Tuesday, February 24, 2009

A Panoramic View


I am thankful.  Really, truly thankful.  It's funny how often we analyze our lives and think, "well, if only this didn't happen this way... or if only I could have had that, or done that.  There isn't hardly a day that goes by when I don't question why things are they way things are in my life.  Why did that happen to me?  Why did things have to turn out that way? Why did he hurt me like that?  And most of all, why does such an incredible God allow such crazy things to happen in my life?  This evening, I was reminded of the answer.  Three simply words:  I don't know. 

The truth is, there is hardly an immediate answer for why things are the way they are.  If we knew why things happened the way they do, it seems as though someone, somewhere would be making millions from their new best-seller "Prevent the Inevitable Craziness of Your Life Before it Becomes Inevitable"...or something like that.  I'll be honest- if such a thing existed, you can be sure it would be on my top shelf.  

But let's step back for a moment.  When choosing to see my life in a more "panoramic" view, I have slowly been able to piece together the "whys" of my life.  I believe that Caedmon's call says it best in a few lines of one of my all-time favorite songs, "Lead of Love":

Looking back I know you had to bring me through
All that I was, so afraid of
Though I questioned the sky, now I see why
I had to walk the rocks to see the mountain view
Looking back- I see the lead of Love

Although we rarely realize it at the time, the "whys" of today just might be the ah-ha moments of tomorrow.  As I reflect on my life, I can't help but see the Lord's wonderful lead of love woven throughout my circumstances.  Although failures, hurtful relationships, and emotional struggles have left scars, it is these scars that have made me who I am.  I have been broken and I have been wounded.  I have lost friends, lost faith, and lost hope.  At times it seemed I had lost it all........but I have never lost the love of Christ.  And it is through these scars that I have been drawn to Him and his unconditional love, and it is with these scars that I pray I may share this love and hope with others.  
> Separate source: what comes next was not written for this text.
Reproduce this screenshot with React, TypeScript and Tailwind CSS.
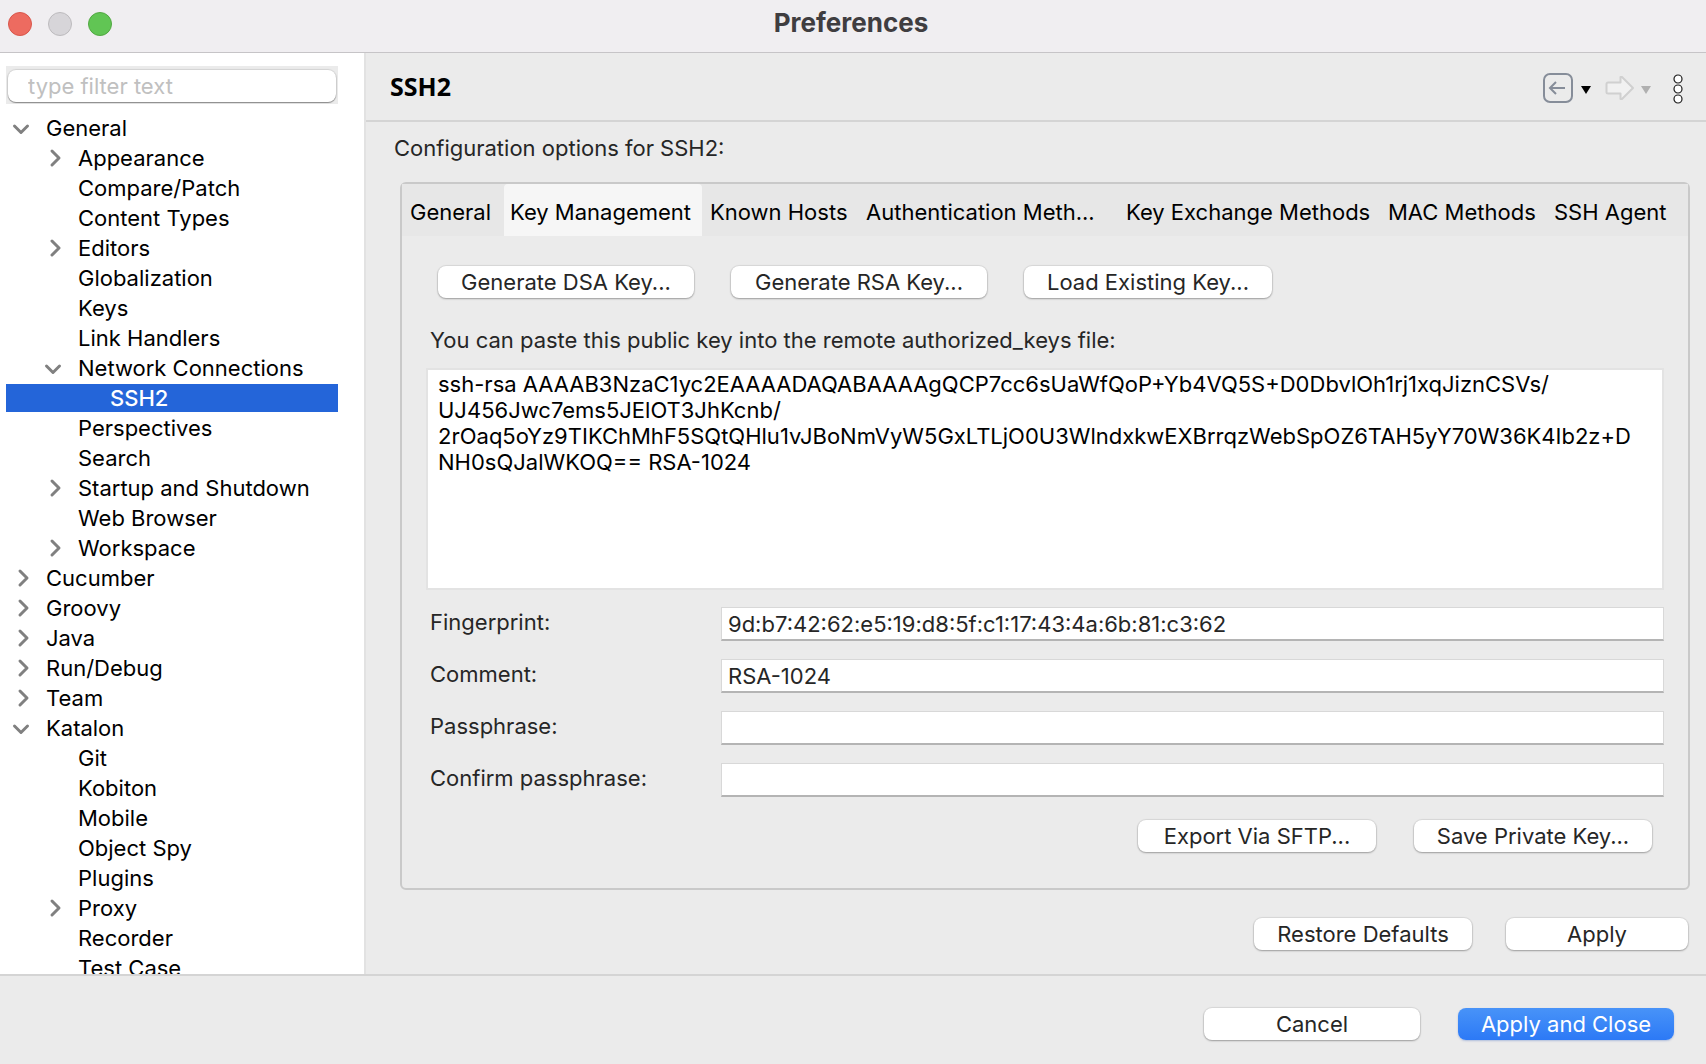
import { useState, type ReactNode } from "react";

type Arrow = "open" | "closed" | "none";
type Row = { label: string; level: 0 | 1 | 2; arrow: Arrow; selected?: boolean };

const rows: Row[] = [
  { label: "General", level: 0, arrow: "open" },
  { label: "Appearance", level: 1, arrow: "closed" },
  { label: "Compare/Patch", level: 1, arrow: "none" },
  { label: "Content Types", level: 1, arrow: "none" },
  { label: "Editors", level: 1, arrow: "closed" },
  { label: "Globalization", level: 1, arrow: "none" },
  { label: "Keys", level: 1, arrow: "none" },
  { label: "Link Handlers", level: 1, arrow: "none" },
  { label: "Network Connections", level: 1, arrow: "open" },
  { label: "SSH2", level: 2, arrow: "none", selected: true },
  { label: "Perspectives", level: 1, arrow: "none" },
  { label: "Search", level: 1, arrow: "none" },
  { label: "Startup and Shutdown", level: 1, arrow: "closed" },
  { label: "Web Browser", level: 1, arrow: "none" },
  { label: "Workspace", level: 1, arrow: "closed" },
  { label: "Cucumber", level: 0, arrow: "closed" },
  { label: "Groovy", level: 0, arrow: "closed" },
  { label: "Java", level: 0, arrow: "closed" },
  { label: "Run/Debug", level: 0, arrow: "closed" },
  { label: "Team", level: 0, arrow: "closed" },
  { label: "Katalon", level: 0, arrow: "open" },
  { label: "Git", level: 1, arrow: "none" },
  { label: "Kobiton", level: 1, arrow: "none" },
  { label: "Mobile", level: 1, arrow: "none" },
  { label: "Object Spy", level: 1, arrow: "none" },
  { label: "Plugins", level: 1, arrow: "none" },
  { label: "Proxy", level: 1, arrow: "closed" },
  { label: "Recorder", level: 1, arrow: "none" },
  { label: "Test Case", level: 1, arrow: "none" },
];

const indent = ["pl-[5px]", "pl-[37px]", "pl-[69px]"];

const tabs = [
  { label: "General", width: "w-[102px]" },
  { label: "Key Management", width: "w-[198px]" },
  { label: "Known Hosts", width: "w-[156px]" },
  { label: "Authentication Meth...", width: "w-[260px]" },
  { label: "Key Exchange Methods", width: "w-[262px]" },
  { label: "MAC Methods", width: "w-[166px]" },
  { label: "SSH Agent", width: "w-[132px]" },
];

const publicKey = [
  "ssh-rsa AAAAB3NzaC1yc2EAAAADAQABAAAAgQCP7cc6sUaWfQoP+Yb4VQ5S+D0DbvlOh1rj1xqJiznCSVs/",
  "UJ456Jwc7ems5JElOT3JhKcnb/",
  "2rOaq5oYz9TIKChMhF5SQtQHlu1vJBoNmVyW5GxLTLjO0U3WlndxkwEXBrrqzWebSpOZ6TAH5yY70W36K4Ib2z+D",
  "NH0sQJalWKOQ== RSA-1024",
].join("\n");

function Chevron({ open }: { open: boolean }) {
  return (
    <svg viewBox="0 0 20 20" className="size-5" fill="none" stroke="#808080" strokeWidth="3" strokeLinecap="round" strokeLinejoin="round" aria-hidden="true">
      <path d={open ? "M3.500 8l6.500 6.500 6.500-6.500" : "M9 3l7 7-7 7"} />
    </svg>
  );
}

function PushButton({ children, className, primary = false }: { children: ReactNode; className: string; primary?: boolean }) {
  return (
    <button
      type="button"
      className={`h-8 shrink-0 rounded-lg whitespace-nowrap ${
        primary
          ? "bg-linear-to-b from-[#4893f8] to-[#2c79f6] text-white shadow-[0_1px_2px_rgba(0,60,180,0.25)]"
          : "bg-white text-[#262626] shadow-[0_0_1px_1px_rgba(0,0,0,0.08),0_1px_2px_rgba(0,0,0,0.28)]"
      } ${className}`}
    >
      {children}
    </button>
  );
}

function Field({ id, label, value = "", type = "text" }: { id: string; label: string; value?: string; type?: string }) {
  return (
    <div className="flex h-[34px] items-center">
      <label htmlFor={id} className="w-[295px] shrink-0 pb-1 pl-1">
        {label}
      </label>
      <input
        id={id}
        type={type}
        defaultValue={value}
        className="h-[34px] min-w-0 flex-1 border border-b-2 border-[#d8d8d8] border-b-[#b4b4b4] bg-white px-1.5 outline-none"
      />
    </div>
  );
}

export default function App() {
  const [active, setActive] = useState("Key Management");

  return (
    <div className="flex h-screen flex-col overflow-hidden bg-[#ebebeb] font-['Inter',sans-serif] text-[22px] leading-[26px] text-[#262626]">
      <header className="grid h-[53px] shrink-0 grid-cols-[1fr_auto_1fr] items-center border-b border-[#c6c4c7] bg-[#f0eef1] px-2 pb-1">
        <div className="flex gap-4">
          <button type="button" aria-label="Close" className="size-6 rounded-full border border-[#d9564b] bg-[#ed6b60]" />
          <button type="button" aria-label="Minimize" className="size-6 rounded-full border border-[#bdbbbe] bg-[#d7d5d9]" />
          <button type="button" aria-label="Zoom" className="size-6 rounded-full border border-[#52a842] bg-[#61c554]" />
        </div>
        <h1 className="pr-1 pb-0.5 text-[26px] font-bold text-[#3f3d40]">Preferences</h1>
      </header>

      <div className="flex min-h-0 flex-1">
        <aside className="flex w-[366px] shrink-0 flex-col overflow-hidden border-r-2 border-[#e2e2e2] bg-white pt-[13px] pr-[26px] pl-1.5 text-black">
          <div className="mb-[9px] shrink-0 bg-[#ebebeb] px-0.5 pt-1 pb-0.5">
            <input
              type="text"
              aria-label="Filter"
              placeholder="type filter text"
              className="block h-8 w-full rounded-lg bg-white px-5 shadow-[0_0_1px_1px_rgba(0,0,0,0.1),0_1px_1px_rgba(0,0,0,0.35)] outline-none placeholder:text-[#c0c0c0]"
            />
          </div>
          <ul>
            {rows.map((row) => (
              <li key={row.label} className="py-px">
                <button
                  type="button"
                  className={`flex h-7 w-full items-center gap-[15px] text-left whitespace-nowrap ${indent[row.level]} ${
                    row.selected ? "bg-[#2465d9] font-medium text-white" : ""
                  }`}
                >
                  <span className="size-5 shrink-0">{row.arrow !== "none" && <Chevron open={row.arrow === "open"} />}</span>
                  {row.label}
                </button>
              </li>
            ))}
          </ul>
        </aside>

        <main className="flex min-w-0 flex-1 flex-col">
          <div className="flex h-[69px] shrink-0 items-center justify-between border-b-2 border-[#d4d4d4] pr-[23px] pl-6">
            <h2 className="pb-0.5 font-['Open_Sans',sans-serif] text-[25px] font-bold text-black">SSH2</h2>
            <div className="flex items-center pt-0.5">
              <button type="button" aria-label="Back">
                <svg viewBox="0 0 30 30" className="size-[30px]" fill="none" stroke="#868d99" strokeWidth="2">
                  <rect x="1" y="1" width="28" height="28" rx="6" />
                  <path d="M22 15H7.500M13 9l-6 6 6 6" />
                </svg>
              </button>
              <button type="button" aria-label="Back history" className="ml-2">
                <svg viewBox="0 0 10 8" className="mt-1 h-2 w-2.5" fill="#000">
                  <path d="M0 0h10L5 8z" />
                </svg>
              </button>
              <button type="button" aria-label="Forward" className="ml-3.5">
                <svg viewBox="0 0 30 26" className="h-[26px] w-[30px]" fill="#f1f1f1" stroke="#d0d0d0" strokeWidth="2" strokeLinejoin="round">
                  <path d="M3 7.500h12.500V2h1.500l11 11-11 11h-1.500v-5.500H3a1.500 1.500 0 0 1-1.500-1.500V9A1.500 1.500 0 0 1 3 7.500z" />
                </svg>
              </button>
              <button type="button" aria-label="Forward history" className="ml-1.5">
                <svg viewBox="0 0 10 8" className="mt-1 h-2 w-2.5" fill="#b0b0b0">
                  <path d="M0 0h10L5 8z" />
                </svg>
              </button>
              <button type="button" aria-label="View menu" className="ml-[22px] pt-0.5">
                <svg viewBox="0 0 10 30" className="h-[30px] w-2.5" fill="#fff" stroke="#1c1c1c" strokeWidth="1.2">
                  <circle cx="5" cy="5" r="4" />
                  <circle cx="5" cy="15" r="4" />
                  <circle cx="5" cy="25" r="4" />
                </svg>
              </button>
            </div>
          </div>

          <div className="flex min-h-0 flex-1 flex-col pt-[13px] pr-4 pl-[34px]">
            <p className="-ml-1.5 shrink-0">Configuration options for SSH2:</p>

            <section className="mt-[21px] flex shrink-0 flex-col rounded-md border-2 border-[#c9c9c9]">
              <div role="tablist" className="flex h-[52px] bg-[#e7e7e7] text-black">
                {tabs.map((tab) => (
                  <button
                    key={tab.label}
                    type="button"
                    role="tab"
                    aria-selected={active === tab.label}
                    onClick={() => setActive(tab.label)}
                    className={`pt-1 text-left whitespace-nowrap ${tab.width} ${active === tab.label ? "rounded-t bg-[#f6f6f6] pl-1.5" : "pl-2"}`}
                  >
                    {tab.label}
                  </button>
                ))}
              </div>

              <div role="tabpanel" className="flex flex-col px-6 pt-[30px] pb-9">
                <div className="flex gap-[37px] px-3">
                  <PushButton className="w-64">Generate DSA Key...</PushButton>
                  <PushButton className="w-64">Generate RSA Key...</PushButton>
                  <PushButton className="w-[248px]">Load Existing Key...</PushButton>
                </div>
                <label htmlFor="public-key" className="mt-[29px] pl-1">
                  You can paste this public key into the remote authorized_keys file:
                </label>
                <textarea
                  id="public-key"
                  defaultValue={publicKey}
                  wrap="off"
                  className="mt-[15px] block h-[222px] w-full resize-none overflow-hidden border-2 border-[#e3e3e3] bg-white px-2.5 py-px text-black outline-none"
                />
                <div className="mt-[17px] flex flex-col gap-[18px]">
                  <Field id="fingerprint" label="Fingerprint:" value="9d:b7:42:62:e5:19:d8:5f:c1:17:43:4a:6b:81:c3:62" />
                  <Field id="comment" label="Comment:" value="RSA-1024" />
                  <Field id="passphrase" label="Passphrase:" type="password" />
                  <Field id="confirm" label="Confirm passphrase:" type="password" />
                </div>
                <div className="mt-[23px] flex justify-end gap-[38px] pr-3">
                  <PushButton className="w-[238px]">Export Via SFTP...</PushButton>
                  <PushButton className="w-[238px]">Save Private Key...</PushButton>
                </div>
              </div>
            </section>

            <div className="mt-7 flex justify-end gap-[34px] pr-0.5">
              <PushButton className="w-[218px]">Restore Defaults</PushButton>
              <PushButton className="w-[182px]">Apply</PushButton>
            </div>
          </div>
        </main>
      </div>

      <footer className="flex h-[90px] shrink-0 justify-end gap-[38px] border-t-2 border-[#d4d4d4] pt-8 pr-8">
        <PushButton className="w-[216px]">Cancel</PushButton>
        <PushButton primary className="w-[216px]">
          Apply and Close
        </PushButton>
      </footer>
    </div>
  );
}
So today, I am thankful.  I am thankful for the reminder that my life is bigger than me.  That I don't need to know all the answers right now.  So go ahead.  Pull out that panoramic picture of your life.  It just might surprise you. 

Sunday, February 1, 2009

Today, I am Lucy.

This is my mom's dog Lucy.  This picture exemplified perfectly how I feel today: relaxed, carefree, and ready to play.  Let's get this party started.